A chance do filho de estudar emociona o pai, que costuma levá-lo à escola e se mostra empolgado com tudo o que pode aprender. Ele conta que as pessoas estão morrendo por causa da cólera e das inundações em Gonaives, cidade em que viviam. E isso os motivou a vir. "Quando cheguei aqui, estava muito cansado do meu país. Mas gostaria de voltar um dia para lá", explica. Seria preciso, no entanto, que várias coisas mudassem. O pai assume um tom desesperançado quando fala dos governantes haitianos, enfatizando que não pensam no povo. Aqui é diferente, segundo a percepção dele. O objetivo da família agora é ajudar Jocelyn na adaptação escolar e trazer o mais velho, Josue, o mais rápido possível para o Brasil.
O sentimento de empolgação do pai com a escola parece ter passado para o pequeno Charles.
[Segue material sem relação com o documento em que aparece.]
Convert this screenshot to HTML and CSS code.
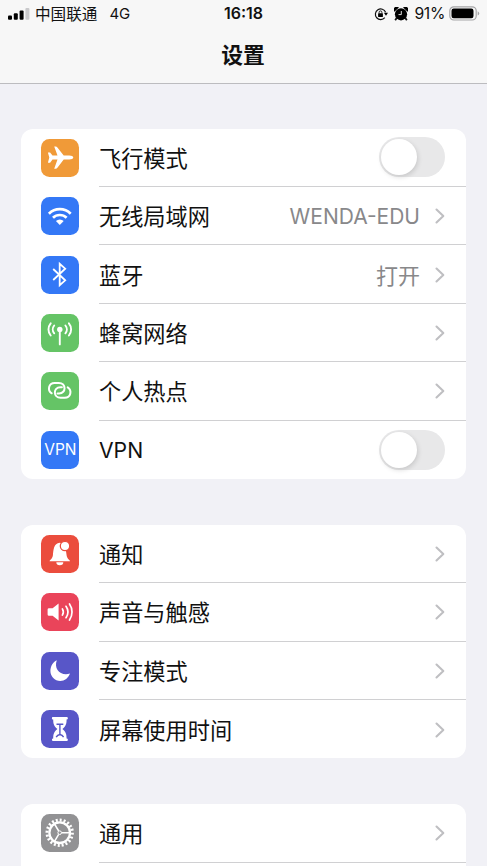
FILE: index.html
```html
<!DOCTYPE html>
<html lang="zh-CN">
<head>
<meta charset="utf-8">
<title>设置</title>
<link rel="stylesheet" href="styles.css">
</head>
<body>
<header class="header">
  <div class="status">
    <div class="status-left">
      <svg class="signal" width="22" height="12" viewBox="0 0 22 12"><rect x="0" y="7.5" width="4" height="4.2" rx="1"/><rect x="5.8" y="5.2" width="4" height="6.5" rx="1"/><rect x="11.6" y="2.6" width="4" height="9.1" rx="1"/><rect x="17.4" y="0" width="4" height="11.7" rx="1" fill="#c9c9cb"/></svg>
      <span class="carrier">中国联通</span><span class="network">4G</span>
    </div>
    <div class="clock">16:18</div>
    <div class="status-right">
      <svg width="14" height="14" viewBox="0 0 14 14"><path d="M10.8 10.6A5.3 5.3 0 1 1 11.6 5.3" fill="none" stroke="#111" stroke-width="1.2"/><path d="M9.9 5.8h4.1l-2 3z"/><rect x="4.100" y="6.2" width="4.800" height="3.800" rx=".6"/><path d="M5.100 6.500V5.300a1.400 1.400 0 0 1 2.800 0v1.200" fill="none" stroke="#111" stroke-width=".9"/></svg>
      <svg class="alarm" width="14" height="14" viewBox="0 0 14 14"><circle cx="7" cy="7.300" r="6.100"/><path d="M.4 4.800A2.500 2.500 0 0 1 4.900.6zM13.600 4.800A2.500 2.500 0 0 0 9.100.6z"/><path d="M2.800 10.800L1.200 13.200M11.200 10.800l1.600 2.400" stroke="#111" stroke-width="1.800"/><path d="M7.300 4v3.600H4.500" fill="none" stroke="#f7f7f7" stroke-width=".9"/></svg>
      <span class="percent">91%</span>
      <svg class="battery" width="31" height="15" viewBox="0 0 31 15"><rect x=".8" y=".8" width="26.400" height="13.200" rx="4" fill="none" stroke="#a5a5a7" stroke-width="1.200"/><rect x="2.500" y="2.500" width="22" height="9.800" rx="2.200"/><path d="M28.700 5.200q1.500.8 1.500 2.200t-1.500 2.200z" fill="#a5a5a7"/></svg>
    </div>
  </div>
  <h1 class="title">设置</h1>
</header>
<main class="groups">
  <section class="group">
    <div class="row">
      <svg class="icon orange" viewBox="0 0 38 38"><path d="M32.300 18.600c0 1.200-1.800 2-4 2h-5.600l-6.300 8.200c-.5.6-1 .9-1.800.9h-1.400l3.300-9.100h-5l-2.400 3.200H6.900l1.400-5.200-1.400-5.200h2.200l2.400 3.200h5l-3.300-9.100h1.400c.8 0 1.300.3 1.800.9l6.300 8.200h5.600c2.200 0 4 .8 4 2z" fill="#fff"/></svg>
      <div class="content"><span class="label">飞行模式</span><span class="switch"></span></div>
    </div>
    <div class="row">
      <svg class="icon blue" viewBox="0 0 38 38"><g fill="none" stroke="#fff" stroke-width="2.700"><path d="M7.900 16.700a15.500 15.500 0 0 1 21.800 0"/><path d="M12 20.800a9.600 9.600 0 0 1 13.600 0"/></g><path d="M14.900 24a5.500 5.500 0 0 1 7.800 0l-3.900 3.900z" fill="#fff"/></svg>
      <div class="content"><span class="label">无线局域网</span><span class="value latin-value">WENDA-EDU</span><svg class="chevron" viewBox="0 0 10 16"><path d="M1.500 1.500L8.300 8l-6.800 6.500"/></svg></div>
    </div>
    <div class="row">
      <svg class="icon blue" viewBox="0 0 38 38"><path d="M12.200 13l12 11.300-5.500 4.900V7.800l5.500 4.900L12.200 24" fill="none" stroke="#fff" stroke-width="1.800"/></svg>
      <div class="content"><span class="label">蓝牙</span><span class="value">打开</span><svg class="chevron" viewBox="0 0 10 16"><path d="M1.500 1.500L8.300 8l-6.800 6.500"/></svg></div>
    </div>
    <div class="row">
      <svg class="icon green" viewBox="0 0 38 38"><circle cx="18.800" cy="15.400" r="2.700" fill="#fff"/><g fill="none" stroke="#fff" stroke-width="1.900" stroke-linecap="round"><path d="M18.800 16v14.400"/><path d="M13.200 11.500a6 6 0 0 0 0 7.800M24.400 11.500a6 6 0 0 1 0 7.800M9.700 9.300a9.500 9.500 0 0 0 0 12.200M27.900 9.300a9.500 9.500 0 0 1 0 12.200"/></g></svg>
      <div class="content"><span class="label">蜂窝网络</span><svg class="chevron" viewBox="0 0 10 16"><path d="M1.500 1.500L8.300 8l-6.800 6.500"/></svg></div>
    </div>
    <div class="row">
      <svg class="icon green" viewBox="0 0 38 38"><g fill="none" stroke="#fff" stroke-width="2" stroke-linecap="round"><path d="M10.700 21.300c-4.600-3-3.200-10.400 3-10.400h4.100c7.600 0 7.600 10.500.3 10.500h-1.600"/><path d="M26.700 15.400c4.600 3 3.200 10.400-3 10.400h-4.100c-7.600 0-7.600-10.500-.3-10.500h1.600"/></g></svg>
      <div class="content"><span class="label">个人热点</span><svg class="chevron" viewBox="0 0 10 16"><path d="M1.500 1.500L8.300 8l-6.800 6.500"/></svg></div>
    </div>
    <div class="row">
      <div class="icon blue vpn">VPN</div>
      <div class="content"><span class="label latin">VPN</span><span class="switch"></span></div>
    </div>
  </section>
  <section class="group">
    <div class="row">
      <svg class="icon red" viewBox="0 0 38 38"><path d="M8.600 26.200c0-1.200 2.900-2.400 3.300-6 .5-5 .7-12 6.900-12.500 5.500.5 6.200 7.500 6.800 12.500.4 3.600 3.400 4.800 3.400 6z" fill="#fff"/><path d="M15.300 27.300h7a3.500 3 0 0 1-7 0z" fill="#fff"/><circle cx="24" cy="11" r="4.700" fill="#fff" stroke="#eb4d3d" stroke-width="1.300"/></svg>
      <div class="content"><span class="label">通知</span><svg class="chevron" viewBox="0 0 10 16"><path d="M1.500 1.500L8.300 8l-6.800 6.500"/></svg></div>
    </div>
    <div class="row">
      <svg class="icon pink" viewBox="0 0 38 38"><path d="M8 15.200h3.600l6-4.700v17l-6-4.700H8q-1.400 0-1.400-1.400v-4.800q0-1.400 1.400-1.400z" fill="#fff"/><g fill="none" stroke="#fff" stroke-width="1.700" stroke-linecap="round"><path d="M21.400 15.900a6 6 0 0 1 0 6.200M25 13.300a10 10 0 0 1 0 11.400M28.500 11a14 14 0 0 1 0 16"/></g></svg>
      <div class="content"><span class="label">声音与触感</span><svg class="chevron" viewBox="0 0 10 16"><path d="M1.500 1.500L8.300 8l-6.800 6.500"/></svg></div>
    </div>
    <div class="row">
      <svg class="icon indigo" viewBox="0 0 38 38"><path d="M15.800 8.200c-3.200 8.500 3.500 16.300 13.200 13.400-1.600 4.500-5.400 7.400-9.700 7.400-5.500 0-9.900-4.400-9.900-9.900 0-4.800 2.500-9 6.400-10.900z" fill="#fff"/></svg>
      <div class="content"><span class="label">专注模式</span><svg class="chevron" viewBox="0 0 10 16"><path d="M1.500 1.500L8.300 8l-6.800 6.500"/></svg></div>
    </div>
    <div class="row">
      <svg class="icon indigo" viewBox="0 0 38 38"><path d="M12.200 7h13.400q1.300 0 1.300 1.200t-1.300 1.300c0 4.300-.8 6.700-4.200 9.500 3.400 2.800 4.200 5.200 4.200 9.500q1.300.1 1.300 1.300T25.600 31H12.200q-1.300 0-1.300-1.200t1.300-1.300c0-4.300.8-6.700 4.200-9.500-3.400-2.800-4.200-5.200-4.200-9.500-1 0-1.300-.5-1.300-1.300S11.200 7 12.200 7z" fill="#fff"/><path d="M15.500 14.300h6.800M18.900 14.300v11M15.200 27.200q1.200-2.200 3.700-2.700 2.500.5 3.700 2.700" fill="none" stroke="#5856c8" stroke-width="1.400"/></svg>
      <div class="content"><span class="label">屏幕使用时间</span><svg class="chevron" viewBox="0 0 10 16"><path d="M1.500 1.500L8.300 8l-6.800 6.500"/></svg></div>
    </div>
  </section>
  <section class="group cut">
    <div class="row">
      <svg class="icon gray" viewBox="0 0 38 38"><g fill="none" stroke="#fff"><circle cx="18.700" cy="18.700" r="12.700" stroke-width="3" pathLength="40" stroke-dasharray="1 1"/><circle cx="18.700" cy="18.700" r="10.300" stroke-width="2.300"/><circle cx="18.700" cy="18.700" r="1.800" stroke-width="1"/><path d="M20.700 18.700h8.500M17.700 17l-4.800-8M17.700 20.400l-4.800 8" stroke-width="1.500"/></g></svg>
      <div class="content"><span class="label">通用</span><svg class="chevron" viewBox="0 0 10 16"><path d="M1.500 1.500L8.300 8l-6.800 6.500"/></svg></div>
    </div>
  </section>
</main>
</body>
</html>
```
FILE: styles.css
```css
* {
  box-sizing: border-box;
}

body {
  display: flex;
  flex-direction: column;
  margin: 0;
  height: 866px;
  overflow: hidden;
  background: #f1f1f6;
  color: #111;
  font-family: Inter, "Noto Sans CJK SC", sans-serif;
}

.header {
  flex: none;
  height: 84px;
  background: #f7f7f7;
  border-bottom: 1px solid #bcbcbf;
}

.status {
  display: grid;
  grid-template-columns: 1fr auto 1fr;
  align-items: center;
  height: 27px;
  padding: 0 7px 0 8px;
  font-size: 15px;
  line-height: 27px;
}

.status-left,
.status-right {
  display: flex;
  align-items: center;
  height: 27px;
}

.status-right {
  justify-content: flex-end;
}

.signal {
  margin-right: 5px;
}

.carrier {
  padding-top: 1px;
  font-size: 15.6px;
}

.network {
  margin-left: 12px;
}

.clock {
  margin-right: 1px;
  font-size: 16px;
  font-weight: 600;
}

.alarm {
  margin: 0 6px;
}

.percent {
  font-size: 15.7px;
  letter-spacing: -0.3px;
}

.battery {
  margin-left: 4px;
}

.title {
  margin: 0;
  padding-right: 1px;
  font-size: 21.8px;
  font-weight: 700;
  line-height: 56px;
  text-align: center;
}

.groups {
  display: flex;
  flex: 1;
  flex-direction: column;
  gap: 45.8px;
  min-height: 0;
  padding: 44.7px 21px 0;
}

.group {
  flex: none;
  background: #fff;
  border-radius: 12px;
  overflow: hidden;
}

.cut {
  flex: 1;
  min-height: 0;
  border-radius: 12px 12px 0 0;
}

.row {
  display: flex;
  align-items: center;
  height: 58.4px;
  padding-left: 20.4px;
}

.icon {
  flex: none;
  width: 38px;
  height: 38px;
  margin-right: 19.6px;
  border-radius: 8.5px;
}

.orange { background: #f09a38; }
.blue { background: #3478f6; }
.green { background: #65c466; }
.red { background: #eb4d3d; }
.pink { background: #ea445a; }
.indigo { background: #5856c8; }
.gray { background: #929294; }

.vpn {
  color: #fff;
  font-size: 15.5px;
  line-height: 38px;
  text-align: center;
}

.content {
  display: flex;
  flex: 1;
  align-items: center;
  height: 100%;
  padding-right: 21px;
  border-bottom: 1px solid #d0d0d2;
}

.group:not(.cut) .row:last-child .content {
  border-bottom: 0;
}

.label {
  flex: 1;
  padding-top: 3px;
  font-size: 22.2px;
  line-height: 32px;
}

.latin {
  padding-top: 1px;
  font-size: 21.2px;
}

.value {
  padding-top: 3px;
  color: #88888a;
  font-size: 22px;
  line-height: 32px;
}

.latin-value {
  font-size: 21px;
}

.chevron {
  width: 10px;
  height: 16px;
  margin-top: 1px;
  margin-left: 15px;
  fill: none;
  stroke: #bfbfc2;
  stroke-width: 2.1;
  stroke-linecap: round;
  stroke-linejoin: round;
}

.switch {
  width: 66px;
  height: 40px;
  padding: 2px;
  border-radius: 20px;
  background: #e8e8e9;
}

.switch::before {
  content: "";
  display: block;
  width: 36px;
  height: 36px;
  border-radius: 50%;
  background: #fff;
  box-shadow: 1px 2px 5px rgba(0, 0, 0, 0.14);
}
```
Ele começou a estudar quando chegou ao Brasil, no final do ano, mas logo veio o recesso escolar. "Tive de explicar a ele que não podíamos vir mais à escola porque estaríamos de férias", conta Harolson ao se lembrar da insatisfação do colega com a notícia. A declaração singela mostra como a Educação pode ser a porta de entrada desses e de outros estrangeiros para uma vida nova.